▶ _WHAT YOU HAVE TO DO_: Extract the lines from the start through the line that holds "const weekdays = ['', '水', '木', '金', '土'];", both included, omitting all images.

▶ _RECORDED INFORMATION_:
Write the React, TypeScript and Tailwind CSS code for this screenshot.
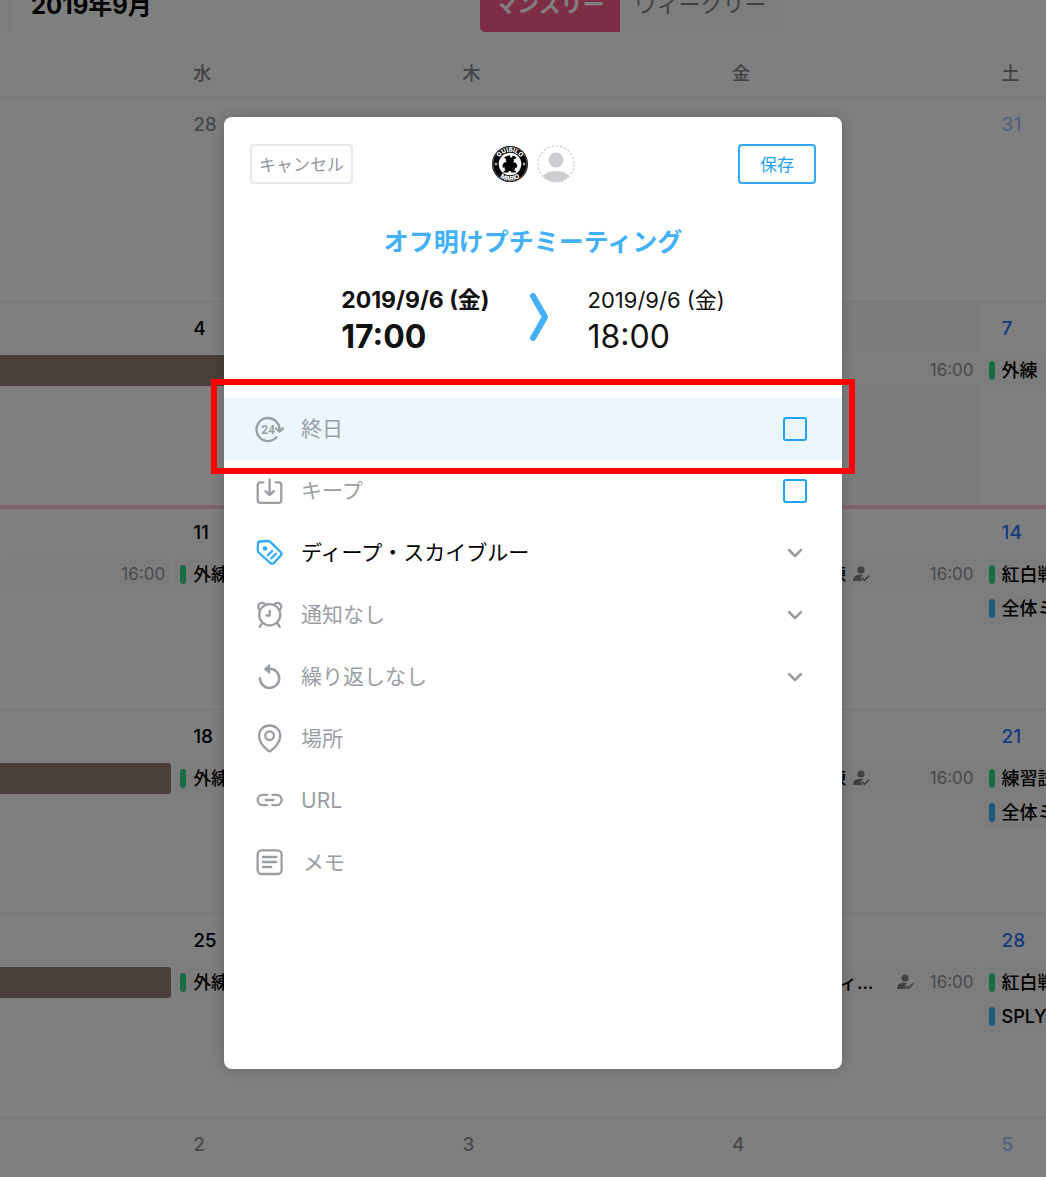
import type { ReactNode } from 'react';
import { ChevronDown } from 'lucide-react';

type CalEvent = {
  kind: 'bar' | 'green' | 'blue' | 'plain';
  title?: string;
  time?: string;
  attending?: boolean;
  flush?: boolean;
};

type Day = { date: string; tone?: 'past' | 'saturday' | 'pastSaturday'; today?: boolean; events?: CalEvent[] };

type Week = { highlight?: boolean; days: Day[] };

const weekdays = ['', '水', '木', '金', '土'];

const weeks: Week[] = [
  {
    days: [
      { date: '' },
      { date: '28', tone: 'past' },
      { date: '29', tone: 'past' },
      { date: '30', tone: 'past' },
      { date: '31', tone: 'pastSaturday' },
    ],
  },
  {
    days: [
      { date: '', events: [{ kind: 'bar', flush: true }] },
      { date: '4', events: [{ kind: 'bar', flush: true }] },
      { date: '5' },
      { date: '6', today: true, events: [{ kind: 'green', title: '外練', time: '16:00' }] },
      { date: '7', tone: 'saturday', events: [{ kind: 'green', title: '外練' }] },
    ],
  },
  {
    highlight: true,
    days: [
      { date: '', events: [{ kind: 'plain', time: '16:00' }] },
      { date: '11', events: [{ kind: 'green', title: '外練' }] },
      { date: '12' },
      { date: '13', events: [{ kind: 'green', title: 'A・Bチーム練', time: '16:00', attending: true }] },
      {
        date: '14',
        tone: 'saturday',
        events: [
          { kind: 'green', title: '紅白戦' },
          { kind: 'blue', title: '全体ミーティング' },
        ],
      },
    ],
  },
  {
    days: [
      { date: '', events: [{ kind: 'bar' }] },
      { date: '18', events: [{ kind: 'green', title: '外練' }] },
      { date: '19' },
      { date: '20', events: [{ kind: 'green', title: 'A・Bチーム練', time: '16:00', attending: true }] },
      {
        date: '21',
        tone: 'saturday',
        events: [
          { kind: 'green', title: '練習試合' },
          { kind: 'blue', title: '全体ミーティング' },
        ],
      },
    ],
  },
  {
    days: [
      { date: '', events: [{ kind: 'bar' }] },
      { date: '25', events: [{ kind: 'green', title: '外練' }] },
      { date: '26' },
      { date: '27', events: [{ kind: 'green', title: '幹部会ミーティング', time: '16:00', attending: true }] },
      {
        date: '28',
        tone: 'saturday',
        events: [
          { kind: 'green', title: '紅白戦' },
          { kind: 'blue', title: 'SPLYZA' },
        ],
      },
    ],
  },
  {
    days: [
      { date: '' },
      { date: '2', tone: 'past' },
      { date: '3', tone: 'past' },
      { date: '4', tone: 'past' },
      { date: '5', tone: 'pastSaturday' },
    ],
  },
];

const toneClass = {
  past: 'text-[#92949a]',
  saturday: 'text-[#2a74ff]',
  pastSaturday: 'text-[#a8c4ff]',
  normal: 'text-black',
};

function AttendIcon() {
  return (
    <svg viewBox="0 0 17 16" className="h-4 w-[17px] shrink-0" fill="#808289" aria-hidden="true">
      <circle cx="8" cy="4" r="3.6" />
      <path d="M0 15c0-4 2.600-6.200 7-6.200 1.300 0 2.200.2 3 .5L7.700 11.600 9.400 15z" />
      <path d="M9.300 12l2.300 2.300L16.200 9.500" fill="none" stroke="#808289" strokeWidth="1.800" />
    </svg>
  );
}

function EventItem({ event }: { event: CalEvent }) {
  if (event.kind === 'bar') {
    return (
      <li className={event.flush ? 'h-[31px] bg-[#947e74]' : 'mr-[2px] h-[31px] rounded-r-[3px] bg-[#947e74]'} />
    );
  }
  return (
    <li className="mr-[2px] ml-px flex h-[31px] items-center rounded-[3px] bg-[#fbfbfb] px-[6px]">
      {event.kind === 'green' && <span className="mr-[7px] h-[19px] w-[6px] shrink-0 rounded-full bg-[#34d88c]" />}
      {event.kind === 'blue' && <span className="mr-[7px] h-[19px] w-[6px] shrink-0 rounded-full bg-[#42b0fa]" />}
      {event.title && (
        <span className="mr-[7px] min-w-0 overflow-hidden text-lg leading-[31px] font-medium text-ellipsis whitespace-nowrap">
          {event.title}
        </span>
      )}
      {event.attending && <AttendIcon />}
      {event.time && <time className="ml-auto pl-4 text-[17px] leading-[31px] text-[#92949a]">{event.time}</time>}
    </li>
  );
}

function DayCell({ day, highlight }: { day: Day; highlight?: boolean }) {
  return (
    <td className={day.today ? 'bg-[#f8f8f8] p-0 align-top' : 'p-0 align-top'}>
      <div className={highlight ? 'h-[200px] overflow-hidden' : 'h-[203px] overflow-hidden'}>
        <div
          className={`pl-5 text-[19px] font-medium ${highlight ? 'h-[50px] leading-[47px]' : 'h-[53px] leading-[53px]'} ${toneClass[day.tone ?? 'normal']}`}
        >
          {day.date}
        </div>
        <ul className="flex flex-col gap-[3px]">
          {day.events?.map((event, k) => (
            <EventItem key={k} event={event} />
          ))}
        </ul>
      </div>
    </td>
  );
}

function Calendar() {
  return (
    <div className="h-full overflow-hidden bg-white">
      <header className="-mt-6 flex h-14 items-center">
        <button aria-label="次の月" className="h-full w-3 rounded-r-[3px] bg-[#fafafa]" />
        <h1 className="w-[468px] pt-1 pl-[19px] text-2xl font-bold">2019年9月</h1>
        <div className="flex h-full text-[22px]">
          <button className="h-full rounded-l-[5px] bg-[#fb5b8c] px-[15px] font-bold text-white">マンスリー</button>
          <button className="h-full rounded-r-[5px] bg-[#fbfbfb] px-[15px] text-[#808289]">ウィークリー</button>
        </div>
      </header>
      <table className="w-[119.600%] table-fixed border-collapse">
        <colgroup>
          <col className="w-[13.840%]" />
          <col className="w-[21.540%]" />
          <col className="w-[21.540%]" />
          <col className="w-[21.540%]" />
          <col />
        </colgroup>
        <thead>
          <tr className="h-[65px]">
            {weekdays.map((day, i) => (
              <th key={i} className="pt-5 pl-5 text-left text-lg font-medium text-[#808289]">
                {day}
              </th>
            ))}
          </tr>
        </thead>
        <tbody>
          {weeks.map((week, i) => (
            <tr key={i} className={week.highlight ? 'border-t-4 border-[#ffc8d8]' : 'border-t border-[#ececec]'}>
              {week.days.map((day, j) => (
                <DayCell key={j} day={day} highlight={week.highlight} />
              ))}
            </tr>
          ))}
        </tbody>
      </table>
    </div>
  );
}

function TeamBadge() {
  return (
    <svg viewBox="0 0 38 38" className="size-[38px]" role="img" aria-label="GUIBILO MARIO">
      <defs>
        <path id="badge-top" d="M6.800 19a12.200 12.200 0 0 1 24.400 0" />
        <path id="badge-bottom" d="M2.400 19a16.600 16.600 0 0 0 33.200 0" />
      </defs>
      <circle cx="19" cy="19" r="18" fill="#000" />
      <circle cx="19" cy="19" r="17" fill="none" stroke="#aaa" strokeWidth=".5" />
      <circle cx="19" cy="19" r="11.300" fill="#fff" />
      <g fill="#fff" fontFamily="Inter, sans-serif" fontSize="6.200" fontWeight="800" textAnchor="middle">
        <text>
          <textPath href="#badge-top" startOffset="50%">GUIBILO</textPath>
        </text>
        <text>
          <textPath href="#badge-bottom" startOffset="50%">MARIO</textPath>
        </text>
      </g>
      <path d="M3.500 19h3M5 17.500v3M31.500 19h3M33 17.500v3" stroke="#fff" strokeWidth=".8" />
      <path
        d="M15.500 11.200l2.700-1 1.200.7-.2 1.500h1.600l.6-1.500 2.600.3 1.300 1.500-1.300 1.200-1.300.1.300 2.100-.9 1.200 2.600.4 1.700 2.700-.6 2-1.400.6-.8-1 .4 1.900-.7 1.600 1.900 1.100-.2 1h-4.600l-.9-1.700h-1.400l-.9 1.700h-4.600l-.2-1 1.900-1.200-.7-1.500.4-1.900-.9.9-1.300-.7-.5-2 1.700-2.600 2.800-.6-1-1.200.2-1.700-1.400-.9-.1-1.200z"
        fill="#000"
      />
    </svg>
  );
}

function EmptyAvatar() {
  return (
    <svg viewBox="0 0 38 38" className="size-[38px]" role="img" aria-label="メンバー">
      <circle cx="19" cy="19" r="18" fill="none" stroke="#cdced1" strokeWidth="1.200" strokeDasharray="2.400 1.800" />
      <circle cx="19" cy="15" r="7.500" fill="#cdced1" />
      <path d="M5.500 31C9 27.500 14 26 19 26s10 1.500 13.500 5c-3.500 4-8.500 6-13.500 6S9 35 5.500 31z" fill="#cdced1" />
    </svg>
  );
}

function Icon({ children }: { children: ReactNode }) {
  return (
    <svg
      viewBox="0 0 30 30"
      className="size-[30px] shrink-0"
      fill="none"
      stroke="currentColor"
      strokeWidth="2.300"
      strokeLinecap="round"
      strokeLinejoin="round"
      aria-hidden="true"
    >
      {children}
    </svg>
  );
}

const icons = {
  allDay: (
    <Icon>
      <path d="M24.400 17.200A11.500 11.500 0 1 0 21.500 23.300" />
      <path d="M21 14.500l3.400 3 3.600-3" />
      <text
        x="13.200"
        y="19.600"
        textAnchor="middle"
        fontSize="12"
        fontWeight="700"
        fontFamily="Roboto, sans-serif"
        fill="currentColor"
        stroke="none"
      >
        24
      </text>
    </Icon>
  ),
  keep: (
    <Icon>
      <path d="M8.500 6.300H5.200a2.500 2.500 0 0 0-2.500 2.500v15.500a2.500 2.500 0 0 0 2.500 2.500h18.600a2.500 2.500 0 0 0 2.500-2.500V8.800a2.500 2.500 0 0 0-2.500-2.500h-3.300" />
      <path d="M14.600 3.500v15.500M10.400 15.200l4.200 4 4.200-4" />
    </Icon>
  ),
  tag: (
    <Icon>
      <path d="M4.700 3.500 13 3a3 3 0 0 1 2.300.9L25.600 14a2.600 2.600 0 0 1 .1 3.500L19.200 24.800a2.800 2.800 0 0 1-4 .1L3.700 14.500a2.600 2.600 0 0 1-.9-2L3 5a1.600 1.600 0 0 1 1.700-1.500z" />
      <circle cx="10" cy="10.500" r="2.300" fill="currentColor" stroke="none" />
      <path d="M12.800 17.200l4.300-4.200M16.300 20.300l4.500-4.500" />
    </Icon>
  ),
  alarm: (
    <Icon>
      <circle cx="14.700" cy="14.800" r="10.600" />
      <path d="M4.200 9.200A3.700 3.700 0 0 1 9.800 4M25.200 9.200A3.700 3.700 0 0 0 19.600 4M6.700 23.700l-2 3.200M22.700 23.700l2 3.200" />
      <path d="M14.700 10.800v4.700h-3.300" />
    </Icon>
  ),
  repeat: (
    <Icon>
      <path d="M5 16.300a9.600 9.600 0 1 0 9.600-9.500" strokeWidth="2.500" />
      <path d="M14.600 2.800v8.400L9.500 7z" fill="currentColor" strokeWidth="1.200" />
    </Icon>
  ),
  place: (
    <Icon>
      <path d="M14.600 1.500C8.200 1.500 4 6.100 4 11.900c0 6.300 4.900 11.200 9.200 14.800a2.200 2.200 0 0 0 2.800 0c4.300-3.600 9.200-8.500 9.200-14.800 0-5.800-4.200-10.400-10.600-10.400z" />
      <circle cx="14.600" cy="11.700" r="4.300" />
    </Icon>
  ),
  link: (
    <Icon>
      <path d="M12 8.800H7.900a5.200 5.200 0 0 0 0 10.400H12M17.300 8.800h4.100a5.200 5.200 0 0 1 0 10.400h-4.100M10.800 14h7.700" />
    </Icon>
  ),
  memo: (
    <Icon>
      <rect x="2.600" y="2.400" width="24" height="23.600" rx="4" />
      <path d="M8 9h13.300M8 14h13.300M8 19h8.300" />
    </Icon>
  ),
};

const rowClass = 'flex h-[62px] items-center gap-4 pr-[35px] pl-[31px] text-[#9a9ea3]';

function CheckRow({ icon, label }: { icon: ReactNode; label: string }) {
  return (
    <label className={rowClass}>
      {icon}
      <span className="grow">{label}</span>
      <input
        type="checkbox"
        className="size-6 appearance-none rounded-[3px] border-2 border-[#1ea4f5] bg-transparent checked:bg-[#1ea4f5]"
      />
    </label>
  );
}

function SelectRow({ icon, name, value, filled }: { icon: ReactNode; name: string; value: string; filled?: boolean }) {
  return (
    <label className={rowClass}>
      <span className={filled ? 'text-[#2fabf8]' : ''}>{icon}</span>
      <span className="relative flex grow items-center">
        <select
          aria-label={name}
          className={filled ? 'w-full appearance-none text-black' : 'w-full appearance-none'}
          defaultValue={value}
        >
          <option>{value}</option>
        </select>
        <ChevronDown
          className="pointer-events-none absolute right-0 size-6 text-[#9a9ea3]"
          strokeWidth={2.5}
          aria-hidden="true"
        />
      </span>
    </label>
  );
}

function EventDialog() {
  return (
    <form
      role="dialog"
      aria-label="予定の編集"
      className="min-h-[952px] w-[618px] max-w-full rounded-[8px] bg-white shadow-[0_0_14px_rgba(0,0,0,0.2)]"
    >
      <div className="flex items-center justify-between px-[26px] pt-[27px] text-[17px]">
        <div className="flex-1">
          <button
            type="button"
            className="h-10 rounded-[4px] border-2 border-[#e8e9eb] px-[7px] pt-[2px] leading-8 text-[#92979d]"
          >
            キャンセル
          </button>
        </div>
        <div className="flex gap-2">
          <TeamBadge />
          <EmptyAvatar />
        </div>
        <div className="flex flex-1 justify-end">
          <button
            type="button"
            className="h-10 rounded-[4px] border-2 border-[#2fabf8] px-5 pt-[2px] leading-8 text-[#1ea4f5]"
          >
            保存
          </button>
        </div>
      </div>

      <input
        aria-label="タイトル"
        defaultValue="オフ明けプチミーティング"
        className="mt-9 h-10 w-full text-center text-[25px] font-bold text-[#42b0fa]"
      />

      <div className="mt-6 flex items-center justify-center gap-[39px] text-[#111]">
        <button type="button" className="text-left font-bold">
          <span className="block text-[23px] leading-8">2019/9/6 (金)</span>
          <span className="block text-[32px] leading-[42px]">17:00</span>
        </button>
        <svg viewBox="0 0 20 50" className="mb-2 h-[50px] w-5" fill="none" aria-hidden="true">
          <path d="M4 4l12 21L4 46" stroke="#42b0fa" strokeWidth="6" strokeLinecap="round" strokeLinejoin="round" />
        </svg>
        <button type="button" className="text-left">
          <span className="block text-[22px] leading-8">2019/9/6 (金)</span>
          <span className="block text-[32px] leading-[42px]">18:00</span>
        </button>
      </div>

      <div className="mt-10 text-[21px]">
        <div className="relative bg-[#ebf6fe]">
          <CheckRow icon={icons.allDay} label="終日" />
          <div className="pointer-events-none absolute -inset-x-[13px] -top-[19px] -bottom-[14px] border-[6px] border-[#ff0000]" />
        </div>
        <CheckRow icon={icons.keep} label="キープ" />
        <SelectRow icon={icons.tag} name="カラー" value="ディープ・スカイブルー" filled />
        <SelectRow icon={icons.alarm} name="通知" value="通知なし" />
        <SelectRow icon={icons.repeat} name="繰り返し" value="繰り返しなし" />
        <label className={rowClass}>
          {icons.place}
          <input aria-label="場所" placeholder="場所" className="w-full placeholder:text-[#9a9ea3]" />
        </label>
        <label className={rowClass}>
          {icons.link}
          <input aria-label="URL" type="url" placeholder="URL" className="w-full placeholder:text-[#9a9ea3]" />
        </label>
        <label className={rowClass}>
          {icons.memo}
          <textarea
            aria-label="メモ"
            rows={1}
            placeholder="メモ"
            className="w-full resize-none pl-[2px] placeholder:text-[#9a9ea3]"
          />
        </label>
      </div>
    </form>
  );
}

export default function App() {
  return (
    <div className="relative h-screen overflow-hidden font-['Inter','Noto_Sans_CJK_JP',sans-serif]" lang="ja">
      <Calendar />
      <div className="absolute inset-0 flex items-start justify-center overflow-hidden bg-black/50 pt-[117px] pl-5">
        <EventDialog />
      </div>
    </div>
  );
}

▶ _RESPONSE TO THE TASK_:
Write the React, TypeScript and Tailwind CSS code for this screenshot.
import type { ReactNode } from 'react';
import { ChevronDown } from 'lucide-react';

type CalEvent = {
  kind: 'bar' | 'green' | 'blue' | 'plain';
  title?: string;
  time?: string;
  attending?: boolean;
  flush?: boolean;
};

type Day = { date: string; tone?: 'past' | 'saturday' | 'pastSaturday'; today?: boolean; events?: CalEvent[] };

type Week = { highlight?: boolean; days: Day[] };

const weekdays = ['', '水', '木', '金', '土'];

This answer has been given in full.